Birthday by the Bay

That is, Carol’s birthday and Tomales Bay. Since we are now in the habit of trying to be in parts foreign over September, we are also in the habit of celebrating Carol’s birthday away from home. Usually, the venue has been France but this year, here we are in Tomales, California.

We have also developed a preference for visiting restaurants at lunchtime rather than in the evening; lunchtime seems more relaxed and we have ended up somehow less disappointed with the results. This year, lunch was also the better option since we would have to be driving Bets and Bryan off to start their second vacation trip in the early evening.

The day dawned cloudy and rain was expected at some point. Though sunny views would have been preferable, we decided to go for lunch at Nick’s Cove about half way down the east side of Tomales Bay. This turned out to be one of a series of establishments designed by Pat Kuleto, as in McCormick and Kuleto’s in San Francisco. Pat Kuleto is billed as a restaurant designer. Now there is specialization for you.
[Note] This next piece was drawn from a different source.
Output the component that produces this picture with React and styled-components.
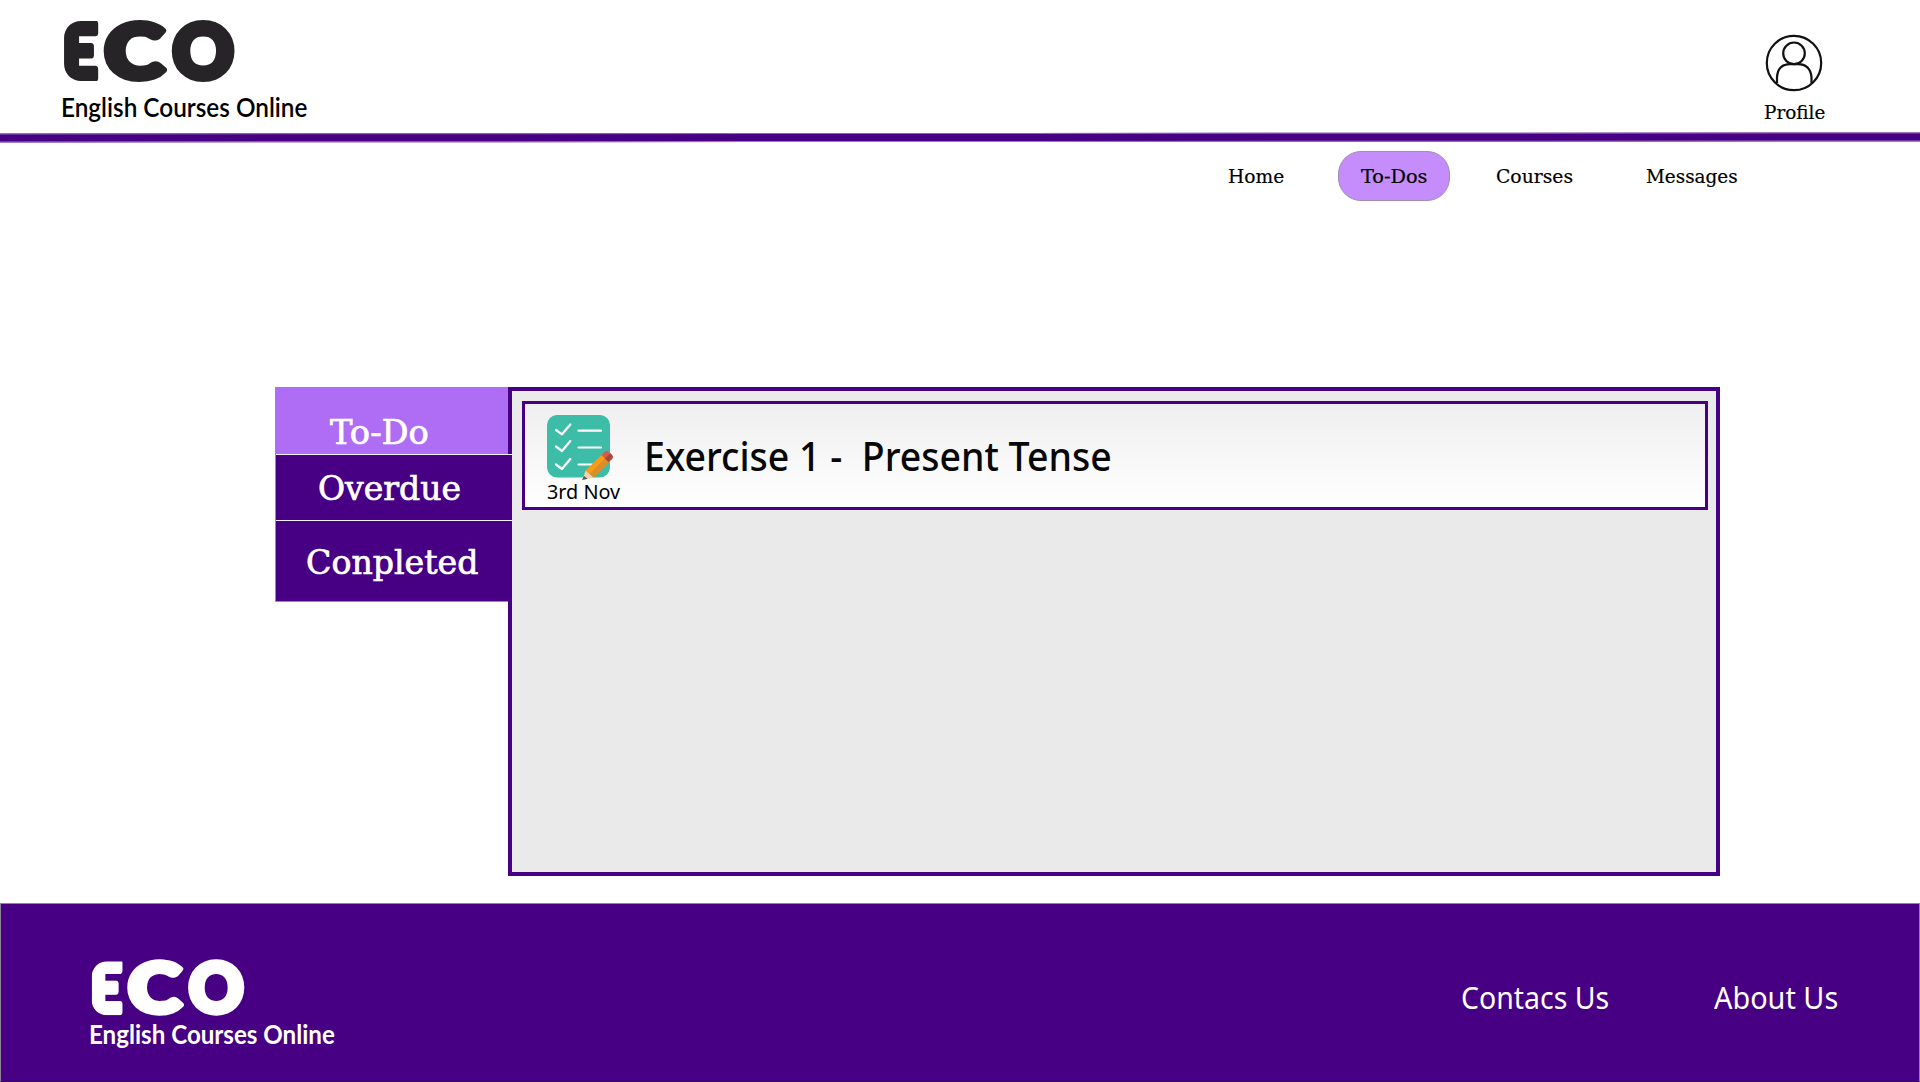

Pat Kuleto’s reputation as a restaurant designer is prodigious. I’m used to restaurants being renowned for their chefs but here we have restaurants renowned for their designer. Food industry job titles are getting quite interesting. Cooking magazines frequently have glossy pictures of completed recipes, not only with the photographer credited but also a “food stylist”. “Food writer” is another specialization; I suspect this set of people can cook but do not have the skill set to survive a restaurant kitchen in the heat of battle. I’m now going to have to add “restaurant designer”, or some such phrase, to the battery of food industry specialist skills. Finally, of course, there are critics who don’t really have to do anything constructive at all.

So, we now have:

  • chef – can produce good food and direct kitchen operations under extreme pressure;
  • food writer – can cook until the going gets tough;
  • food stylist – keeps you hungry by making the food look pretty (half-empty plate);
  • restaurant designer – improves your “eating experience” by making the environment attractive;
  • food critic – tells any or all of the above that they’ve done it wrong.
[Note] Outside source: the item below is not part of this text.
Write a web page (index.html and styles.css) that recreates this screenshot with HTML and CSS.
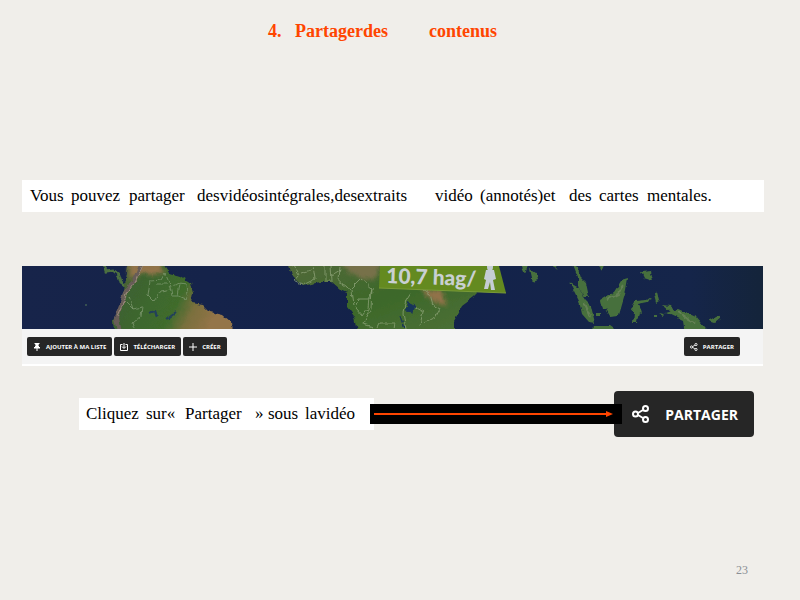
FILE: index.html
```html
<!DOCTYPE html>
<html lang="fr">
<head>
<meta charset="utf-8">
<title>Partager des contenus</title>
<link rel="stylesheet" href="styles.css">
</head>
<body>
<main class="slide">
  <h1 class="title"><span>4.</span><span>Partagerdes</span><span>contenus</span></h1>

  <p class="note intro"><span>Vous</span> <span>pouvez</span> <span>partager</span> <span>desvidéosintégrales,desextraits</span> <span>vidéo</span> <span>(annotés)et</span> <span>des</span> <span>cartes</span> <span>mentales.</span></p>

  <section class="player">
    <svg class="map" viewBox="0 0 741 63" preserveAspectRatio="xMidYMid slice" role="img" aria-label="Carte du monde">
      <defs>
        <linearGradient id="sea" x1="0" x2="1" y1="0" y2="0"><stop offset="0" stop-color="#17244a"/><stop offset=".5" stop-color="#13224a"/><stop offset=".9" stop-color="#15254a"/><stop offset="1" stop-color="#14243a"/></linearGradient>
        <linearGradient id="south" x1="0" x2="1" y1="0" y2=".3"><stop offset="0" stop-color="#65653e"/><stop offset=".25" stop-color="#3d6330"/><stop offset=".65" stop-color="#3f6c2c"/><stop offset=".8" stop-color="#796f3d"/><stop offset="1" stop-color="#947448"/></linearGradient>
        <linearGradient id="africa" x1="0" x2="1" y1="0" y2="1"><stop offset="0" stop-color="#53693a"/><stop offset=".5" stop-color="#3c6829"/><stop offset="1" stop-color="#4f7138"/></linearGradient>
        <filter id="soft"><feGaussianBlur stdDeviation="2"/></filter>
        <filter id="coast" x="0" y="0" width="741" height="63" filterUnits="userSpaceOnUse"><feTurbulence type="fractalNoise" baseFrequency=".15" numOctaves="2" seed="4"/><feDisplacementMap in="SourceGraphic" scale="5" xChannelSelector="R" yChannelSelector="G"/><feGaussianBlur stdDeviation=".5"/></filter>
      </defs>
      <rect width="741" height="63" fill="url(#sea)"/>
      <g filter="url(#coast)">
        <path d="M81 -4L84 5L91 4L97 9L99 16L103 19" fill="none" stroke="#4b7040" stroke-width="3"/>
        <path d="M107 -4L140 -4L147 7L158 10L169 17L171 27L169 37L181 39L188 46L201 49L209 56L210 67L92 67L91 54L98 43L101 29L103 18Z" fill="url(#south)"/>
        <path d="M107 -4H136L143 7L128 9L121 7L108 14Z" fill="#92734a" filter="url(#soft)"/>
        <path d="M120 -4L112 15L104 25L99 39L94 52L97 67" fill="none" stroke="#675d59" stroke-width="4"/>
        <path d="M122 -4L113 16L105 27L100 40L95 51" fill="none" stroke="#9b8c7b" stroke-width="1"/>
        <g fill="none" stroke="#809b72" stroke-width="1" opacity=".75">
          <path d="M128 15L139 14L143 7L149 21L151 30L157 30L164 33L166 28M128 15L126 29L132 35L139 25L149 23M150 20L158 17L164 18L165 28M104 36L111 43L120 41L119 50L111 57L113 63M107 31L111 43M158 17L156 30M134 18L145 18"/>
        </g>
        <path d="M127 47L133 45L136 51M145 53L154 46" fill="none" stroke="#23405a" stroke-width="2"/>
        <circle cx="64" cy="39" r="1" fill="#405e53"/>

        <path d="M266 -4L270 9L281 20L298 16L310 16L318 23L325 26L325 41L332 50L335 67H432V55L440 40L452 31L459 24L454 -4Z" fill="url(#africa)"/>
        <path d="M318 -4H358L356 11L342 14L324 4Z" fill="#77714a" filter="url(#soft)"/>
        <path d="M398 22L420 25L425 40L413 37Z" fill="#91724a" filter="url(#soft)"/>
        <g fill="none" stroke="#8fa47a" stroke-width="1" opacity=".75">
          <path d="M272 0L277 9L272 15L281 19L293 13L291 0M303 0L303 15L310 15L309 0M318 0L317 16L328 24L339 13L350 22L348 33L337 33L334 42L341 50L346 43L347 31M330 24L332 39M350 22L349 43L341 58L351 61M355 63L358 57L373 57L372 63M389 27L384 35L381 47L384 63M399 21L408 28L411 39L418 43L413 52L403 57M279 7L289 4M310 9L318 4M390 40L401 46L398 59"/>
        </g>
        <path d="M387 36L393 39L391 46L384 45ZM378 49L381 61L383 63" fill="#19345a" stroke="#19345a" stroke-width="1"/>

        <g fill="#47703c">
          <path d="M498 -4H507L503 7ZM508 3L514 7L516 14L511 16ZM528 -4H537L534 4ZM550 -4L556 2L559 12L564 17L567 31L562 31L556 20L556 11ZM548 17L557 22L563 34L569 40L573 57L567 56L560 48L557 35ZM575 -4H583L579 5ZM619 6L629 5L631 15L622 12ZM571 60L588 60L598 67H570Z"/>
          <path d="M606 13L604 25L597 49L588 50L584 43L580 43L578 34L586 29L592 26L599 15Z"/>
          <path d="M613 35L625 34L629 31L626 36L616 38L620 47L617 46L615 57L611 57L612 46L609 42ZM641 39L649 40L652 45L650 47ZM644 47L656 43L674 51L682 61L687 67H663L661 55Z"/>
          <path d="M687 55L696 50L699 52L693 57ZM631 49H634V51H631ZM636 47L643 48L641 50ZM632 28L635 26L637 34L634 36ZM575 47H579V51H575Z"/>
        </g>
        <path d="M585 33L596 28L601 19M656 46L667 54L674 58M562 38L568 51" stroke="#708760" stroke-width="2" fill="none" opacity=".7"/>
      </g>
      <path d="M358 0H477L484 27L357 22Z" fill="#648a20"/>
      <path d="M357 22L484 27" stroke="#799a38" stroke-width="1"/>
      <text class="map-figure" x="364" y="17" transform="rotate(2 364 17)">10,7 hag/</text>
      <g fill="#c5cdd4"><ellipse cx="468" cy="1" rx="3" ry="4"/><path d="M464 4H472L474 13L471 14L473 24H469L468 16L466 23H462L464 14L462 13Z"/></g>
    </svg>
    <div class="toolbar">
      <button class="tool" type="button"><svg class="mini" viewBox="0 0 8 8"><path d="M2 0H6V1H5V3L7 5H1L3 3V1H2ZM4 5V8" fill="#fff" stroke="#fff"/></svg>AJOUTER À MA LISTE</button>
      <button class="tool" type="button"><svg class="mini" viewBox="0 0 8 8"><path d="M2.5 1.5H.5V7.5H7.5V1.5H5.5M4 0V5M2 3.5L4 5.5L6 3.5" fill="none" stroke="#fff"/></svg>TÉLÉCHARGER</button>
      <button class="tool" type="button"><svg class="mini" viewBox="0 0 8 8"><path d="M4 0V8M0 4H8" stroke="#fff"/></svg>CRÉER</button>
      <button class="tool share" type="button"><svg class="mini" viewBox="0 0 18 18"><use href="#share-icon"/></svg>PARTAGER</button>
    </div>
  </section>

  <section class="step">
    <p class="note step-text"><span>Cliquez</span> <span>sur«</span> <span>Partager</span> <span>»</span> <span>sous</span> <span>lavidéo</span></p>
    <div class="arrow"><span class="line"></span><span class="tip"></span></div>
    <button class="big" type="button"><svg class="icon" viewBox="0 0 18 18"><g id="share-icon" fill="none" stroke="#fff" stroke-width="2"><circle cx="3.5" cy="9" r="2.5"/><circle cx="13.5" cy="3.5" r="2.5"/><circle cx="13.5" cy="14.5" r="2.5"/><path d="M6 8L11 5M6 10L11 13"/></g></svg>PARTAGER</button>
  </section>

  <footer class="page">23</footer>
</main>
</body>
</html>
```
FILE: styles.css
```css
* { box-sizing: border-box; }
body { margin: 0; background: #f0eeea; font-family: "Liberation Serif", serif; }
h1, p { margin: 0; }
button { border: 0; margin: 0; color: #fff; background: #262626; font-family: "Open Sans", sans-serif; font-weight: 700; }
.slide { display: flex; flex-direction: column; min-height: 100vh; padding: 18px 36px 20px 22px; }
.title { display: grid; grid-template-columns: 27px 134px auto; justify-content: start; margin-left: 246px; color: #ff4500; font-size: 18px; line-height: 26px; white-space: nowrap; }
.note { background: #fff; color: #000; font-size: 17px; line-height: 32px; white-space: nowrap; display: grid; justify-content: start; padding-left: 8px; }
.intro { margin-top: 136px; grid-template-columns: 41px 58px 68px 238px 45px 89px 30px 48px auto; }
.player { margin-top: 54px; margin-right: 1px; background: #f4f4f4; border-bottom: 2px solid #fff; }
.map { display: block; width: 100%; height: 63px; }
.map-figure { font-family: Lato, sans-serif; font-weight: 900; font-size: 21px; fill: #c9d0d2; }
.toolbar { display: flex; gap: 2px; padding: 8px 23px 8px 5px; }
.tool { display: flex; align-items: center; gap: 5px; height: 19px; padding: 0 6px; border-radius: 2px; font-size: 6px; line-height: 8px; white-space: nowrap; }
.mini { width: 8px; height: 8px; flex: none; }
.share { margin-left: auto; }
.step { display: flex; align-items: center; margin: 25px 10px 0 57px; }
.step-text { flex: none; width: 295px; padding-left: 7px; grid-template-columns: 60px 39px 70px 13px 37px auto; }
.arrow { position: relative; z-index: 1; display: flex; align-items: center; flex: 1; height: 20px; margin: 0 -8px 0 -4px; padding: 0 9px 0 4px; background: #000; }
.line { flex: 1; height: 2px; background: #ff4500; }
.tip { border: 3px solid transparent; border-left: 7px solid #ff4500; border-right: 0; }
.big { display: flex; align-items: center; gap: 15px; height: 46px; padding: 0 16px 0 18px; border-radius: 4px; font-size: 14px; }
.icon { width: 18px; height: 18px; flex: none; }
.page { margin-top: auto; padding-right: 16px; color: #8b8f95; font-size: 12px; line-height: 20px; text-align: right; }
```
Nick's Cove. The white van is not part of the design. For all of that, Nick’s Cove provided us with an excellent lunch looking over the waters of Tomales Bay. We started by sharing chef’s selection of a dozen oysters on the half shell, four each of three different types. We both chose Dungeness crab for our main attraction, as crab cakes in Carol’s case and as crab enchilladas in mine. A bottle of Muscadet de Sevre et Maine, curiously in a most un-Muscadet-shaped bottle, toasted birthday girl’s success in surviving another year. All in all, a most enjoyable lunch in one of Mr. Kuleto’s pleasantly designed eating environments.

The promised rain arrived late in the afternoon and our drive to drop of Bets and Bryan was decidedly damp. Their airporter bus was running 30 minutes late but they got away safely eventually. (We were standing ready for the airport run should their plans collapse.)

Since we heard no more, I assume they made it in time for their flight to New York on stage one of their journey.